Thursday, 25 October 2012

The xx - Coexist Review

The xx - Coexist [Indie Pop]

Minimalist rockers The xx have returned with more whispers and loose guitar notes on Coexist. Winning a Mercury Prize for their debut self-titled and a lot of praise for critics looking for the next big thing. Their debut has catapulted band leader Jamie Smith as an electronic producer (and his new found skills show well in the crisp, pounding beats). Personally though, I found xx a little to pretentious, liking at most, and really at MOST, only half of their first album.

That being said, there is, stylistically nothing new to find in their album, though the sound is a little upbeat this time with Jamie Smith in production, keeping the main melodies spacey and distant while the beats take a bigger part in the overall sound stage, juxtaposing pulsing dance beats with a guitar that was probably recorded at the back of the recording studio. Songs meander between the fine line between precision and boredom.

Vocals-wise, the duo of Romy Madley Croft and Oliver Sim are... unconvincing to me, as they always have been. The group's obsession with an intimate sound is really limited by the vocal range, with not even a high note or a sudden impassioned coo appearing anywhere to grip you. This is, what I personally feel, gives the band its poseur sound, because ultimately the individual band members cannot make the most out of their songs. Minimalism is harder than the word implies, but it is not impossible. Listen to Tool's Disposition, it could easily fit in well with the xx's imagery and themes of intimacy, tension or passion. The point is to create a huge impact with as little elements as possible. In sharp contrast, the xx merely try to create style but clearly don't give a shit about substance, with no elements of surprise even with an apparent lack of song structure.
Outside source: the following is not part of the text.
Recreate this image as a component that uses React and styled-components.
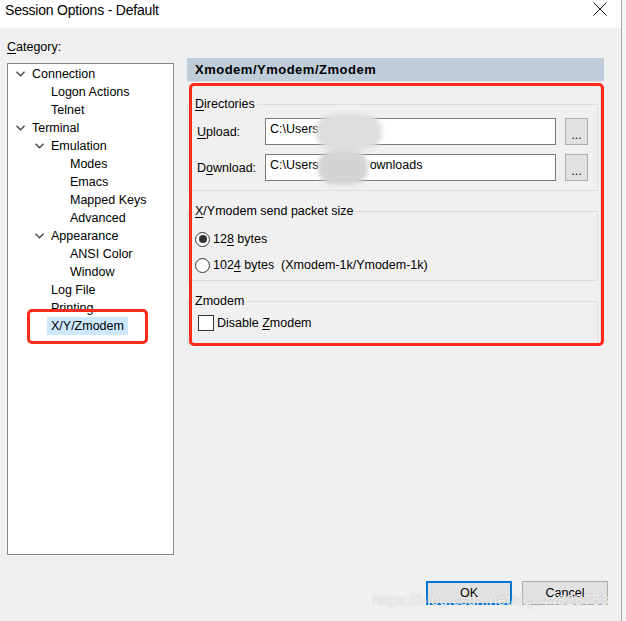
import React from 'react'
import styled, { createGlobalStyle } from 'styled-components'

const GlobalStyle = createGlobalStyle`
  html, body {
    margin: 0;
    padding: 0;
    background: #f4f4f4;
    font-family: "Liberation Sans", Arial, sans-serif;
    font-size: 12px;
    color: #000;
  }
`

const Dialog = styled.div`
  position: relative;
  width: 621px;
  height: 621px;
  background: #f0f0f0;
  border-right: 1px solid #a8a8a8;
  display: flex;
  flex-direction: column;
  overflow: hidden;
`

const TitleBar = styled.div`
  height: 28px;
  background: #fff;
  display: flex;
  align-items: center;
  justify-content: space-between;
  padding: 0 14px 0 5px;
  font-size: 14px;
  letter-spacing: -0.2px;
  flex-shrink: 0;
`

const TitleText = styled.span`
  margin-top: -8px;
`

const CloseBtn = styled.svg`
  width: 14px;
  height: 14px;
  margin-top: -10px;
`

const Body = styled.div`
  display: flex;
  padding-left: 7px;
`

const LeftCol = styled.div`
  width: 167px;
  display: flex;
  flex-direction: column;
  padding-top: 12px;
`

const CategoryLabel = styled.div`
  height: 14px;
  line-height: 14px;
  margin-bottom: 9px;
  font-size: 12.5px;
`

const U = styled.span`
  text-decoration: underline;
  text-underline-offset: 2px;
`

const Tree = styled.div`
  position: relative;
  height: 492px;
  box-sizing: border-box;
  background: #fff;
  border: 1px solid #828790;
  padding-top: 1px;
`

const Row = styled.div`
  height: 18px;
  display: flex;
  align-items: center;
  padding-left: ${p => p.level * 19}px;
`

const Toggle = styled.span`
  width: 24px;
  display: flex;
  justify-content: center;
  flex-shrink: 0;
`

const ItemText = styled.span`
  padding: 0 ${p => (p.selected ? 4 : 0)}px;
  margin-left: ${p => (p.selected ? -4 : 0)}px;
  line-height: 18px;
  font-size: 12.5px;
  background: ${p => (p.selected ? '#cce8ff' : 'transparent')};
`

const Mark = styled.div`
  position: absolute;
  border: 3px solid #ff2a1a;
  border-radius: 5px;
  pointer-events: none;
`

const RightCol = styled.div`
  width: 417px;
  margin-left: 13px;
  padding-top: 30px;
`

const Header = styled.div`
  height: 23px;
  background: #bfcddb;
  display: flex;
  align-items: center;
  padding-left: 8px;
  font-weight: bold;
  font-size: 13px;
  letter-spacing: 0.5px;
`

const Page = styled.div`
  position: relative;
  width: 414px;
  box-sizing: border-box;
  border: 1px solid #e0e0e0;
  border-left: none;
  padding: 14px 2px 0 0;
  height: 265px;
`

const Group = styled.fieldset`
  margin: 0 0 12px 0;
  padding: ${p => p.pad};
  border: 1px solid #dcdcdc;
  min-width: 0;

  &:last-of-type {
    margin-bottom: 0;
  }
`

const Legend = styled.legend`
  padding: 0 2px;
  margin-left: ${p => p.offset}px;
  line-height: 16px;
  font-size: 12.5px;
`

const FieldRow = styled.div`
  display: flex;
  align-items: center;
  height: 27px;
  margin-bottom: ${p => (p.last ? 0 : 9)}px;
`

const FieldLabel = styled.span`
  width: 68px;
  font-size: 12.5px;
`

const PathBox = styled.div`
  position: relative;
  width: 291px;
  height: 27px;
  box-sizing: border-box;
  background: #fff;
  border: 1px solid #7a7a7a;
  padding: 3px 0 0 4px;
  font-size: 12.5px;
  line-height: 14px;
`

const Tail = styled.span`
  margin-left: ${p => p.gap}px;
`

const Blur = styled.div`
  position: absolute;
  left: ${p => p.left}px;
  top: ${p => p.top}px;
  width: ${p => p.w}px;
  height: ${p => p.h}px;
  border-radius: 40%;
  background: ${p => p.bg};
  filter: blur(2px);
`

const BrowseBtn = styled.button`
  width: 23px;
  height: 27px;
  margin-left: 9px;
  box-sizing: border-box;
  background: #e1e1e1;
  border: 1px solid #adadad;
  padding: 6px 0 0;
  font-family: inherit;
  font-size: 12px;
`

const OptRow = styled.label`
  display: flex;
  align-items: center;
  height: ${p => p.h || 22}px;
  margin-bottom: ${p => (p.last ? 0 : 4)}px;
  font-size: 12.5px;
`

const Radio = styled.span`
  width: 15px;
  height: 15px;
  box-sizing: border-box;
  border: 1px solid #333;
  border-radius: 50%;
  background: #fff;
  display: flex;
  align-items: center;
  justify-content: center;
  margin: 0 3px 0 -1px;

  &::after {
    content: '';
    width: 8px;
    height: 8px;
    border-radius: 50%;
    background: ${p => (p.checked ? '#333' : 'transparent')};
  }
`

const Check = styled.span`
  width: 16px;
  height: 16px;
  box-sizing: border-box;
  border: 1px solid #333;
  background: #fff;
  margin-right: 3px;
`

const Footer = styled.div`
  display: flex;
  justify-content: flex-end;
  gap: 10px;
  padding: 26px 13px 0 0;
`

const DlgButton = styled.button`
  width: 86px;
  height: 24px;
  box-sizing: border-box;
  background: #e1e1e1;
  border: ${p => (p.primary ? '2px solid #0078d7' : '1px solid #adadad')};
  font-family: inherit;
  font-size: 12.5px;
  padding: 0;
  color: #000;
`

const Watermark = styled.div`
  position: absolute;
  left: 372px;
  top: 591px;
  font-size: 15px;
  color: rgba(255, 255, 255, 0.85);
  text-shadow: 0 0 1px rgba(120, 120, 120, 0.6);
  letter-spacing: 0.2px;
  pointer-events: none;
`

const Chevron = () => (
  <svg width="9" height="6" viewBox="0 0 9 6">
    <polyline points="0.5,0.8 4.5,4.8 8.5,0.8" fill="none" stroke="#444" strokeWidth="1.3" />
  </svg>
)

const treeItems = [
  { label: 'Connection', level: 0, open: true },
  { label: 'Logon Actions', level: 1 },
  { label: 'Telnet', level: 1 },
  { label: 'Terminal', level: 0, open: true },
  { label: 'Emulation', level: 1, open: true },
  { label: 'Modes', level: 2 },
  { label: 'Emacs', level: 2 },
  { label: 'Mapped Keys', level: 2 },
  { label: 'Advanced', level: 2 },
  { label: 'Appearance', level: 1, open: true },
  { label: 'ANSI Color', level: 2 },
  { label: 'Window', level: 2 },
  { label: 'Log File', level: 1 },
  { label: 'Printing', level: 1 },
  { label: 'X/Y/Zmodem', level: 1, selected: true },
]

const App = () => {
  return (
    <>
      <GlobalStyle />
      <Dialog>
        <TitleBar>
          <TitleText>Session Options - Default</TitleText>
          <CloseBtn viewBox="0 0 14 14">
            <path d="M0.5 0.5 L13.5 13.5 M13.5 0.5 L0.5 13.5" stroke="#111" strokeWidth="1" fill="none" />
          </CloseBtn>
        </TitleBar>
        <Body>
          <LeftCol>
            <CategoryLabel><U>C</U>ategory:</CategoryLabel>
            <Tree>
              {treeItems.map(item => (
                <Row key={item.label} level={item.level}>
                  <Toggle>{item.open && <Chevron />}</Toggle>
                  <ItemText selected={item.selected}>{item.label}</ItemText>
                </Row>
              ))}
              <Mark style={{ left: 19, top: 245, width: 115, height: 29 }} />
            </Tree>
          </LeftCol>
          <RightCol>
            <Header>Xmodem/Ymodem/Zmodem</Header>
            <Page>
              <Group pad="6px 8px 9px 9px">
                <Legend offset={-4}><U>D</U>irectories</Legend>
                <FieldRow>
                  <FieldLabel><U>U</U>pload:</FieldLabel>
                  <PathBox>
                    C:\Users
                    <Blur left={50} top={-6} w={66} h={38} bg="#dedede" />
                  </PathBox>
                  <BrowseBtn>...</BrowseBtn>
                </FieldRow>
                <FieldRow last>
                  <FieldLabel>D<U>o</U>wnload:</FieldLabel>
                  <PathBox>
                    C:\Users<Tail gap={51}>ownloads</Tail>
                    <Blur left={52} top={-5} w={50} h={35} bg="#d4d4d4" />
                  </PathBox>
                  <BrowseBtn>...</BrowseBtn>
                </FieldRow>
              </Group>
              <Group pad="9px 8px 4px 8px">
                <Legend offset={-3}><U>X</U>/Ymodem send packet size</Legend>
                <OptRow>
                  <Radio checked />
                  <span>12<U>8</U> bytes</span>
                </OptRow>
                <OptRow last>
                  <Radio />
                  <span>102<U>4</U> bytes&nbsp;&nbsp;(Xmodem-1k/Ymodem-1k)</span>
                </OptRow>
              </Group>
              <Group pad="5px 8px 11px 10px">
                <Legend offset={-5}>Zmodem</Legend>
                <OptRow last h={18}>
                  <Check />
                  <span>Disable <U>Z</U>modem</span>
                </OptRow>
              </Group>
              <Mark style={{ left: 2, top: 1, width: 409, height: 257 }} />
            </Page>
          </RightCol>
        </Body>
        <Footer>
          <DlgButton primary>OK</DlgButton>
          <DlgButton>Cancel</DlgButton>
        </Footer>
        <Watermark>https://blog.csdn.net/qq_44828753</Watermark>
      </Dialog>
    </>
  )
}

export default App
The xx are also habitually uninterested in writing full albums, with half of the album falling behind the filler category. Just as their self-titled thrived behind the successes of significant singles like 'Islands', 'Crystallized' (which, interestingly, has been made more minimalist when covered by Gorillaz's frontman Damon Albarn) and 'Infinity'. Here, as well, one sees that it is quite obvious to see which songs were hurried and which were carefully produced; 'Angels', 'Chained', 'Fiction' and 'Swept Away'. Elsewhere, songs appear to become interesting before just ending abruptly, without any resolve or attempt to do so anyway (case in point; use of strings in 'Tides' that leave a lot to be desired. Maybe it's just me.